In October, last year, the government announced a pension reform plan that contained scenarios of different ratios. It came under criticism for avoiding responsibility by tossing the ball into the court of the Assembly.
The point of pension reform must lie in extending the sustainability of the pension fund. Increasing contributions has an effect of delaying the time when the fund becomes exhausted, but raising the income replacement ratio has an effect to the contrary. The parties need to review if increasing both numbers is the best option. Reform is necessary, but it must trend toward the most effective way.
Ultimately, structural reform of the whole system is unavoidable. But pension reform is urgent, as the fund is fast shrinking. The first step of pension reform is to adjust contributions and income replacement ratios.

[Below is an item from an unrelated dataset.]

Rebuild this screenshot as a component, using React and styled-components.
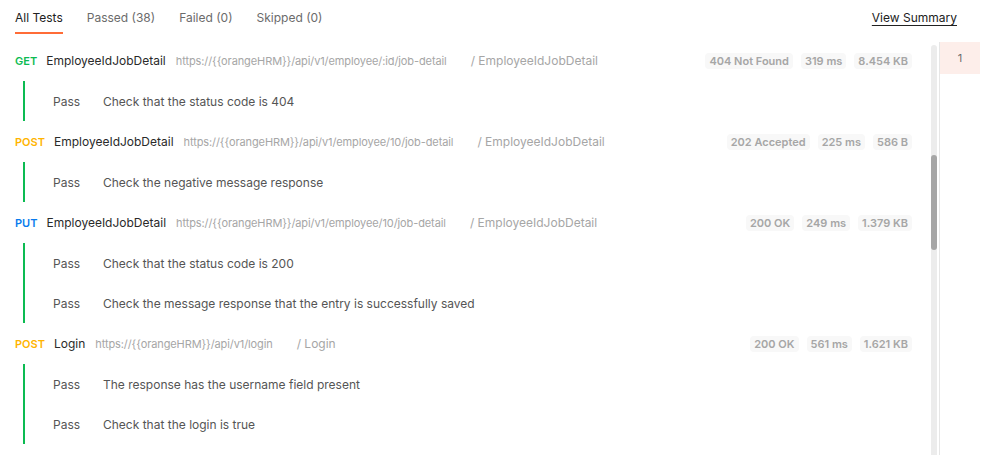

It is reasonable to take one step at a time rather than trying to deal with everything at once. Above all, the government has to present its concrete reform plan to the Assembly without delay.
Pension reform is regarded as taboo in election season because it is an unpopular move that will increase the economic burden on voters. No elections are scheduled before June 2026, when local elections will be held to choose provincial government heads and councilors. This year and next year are the best time for pension reform. It is better for the parties to reach some agreement by the end of this year.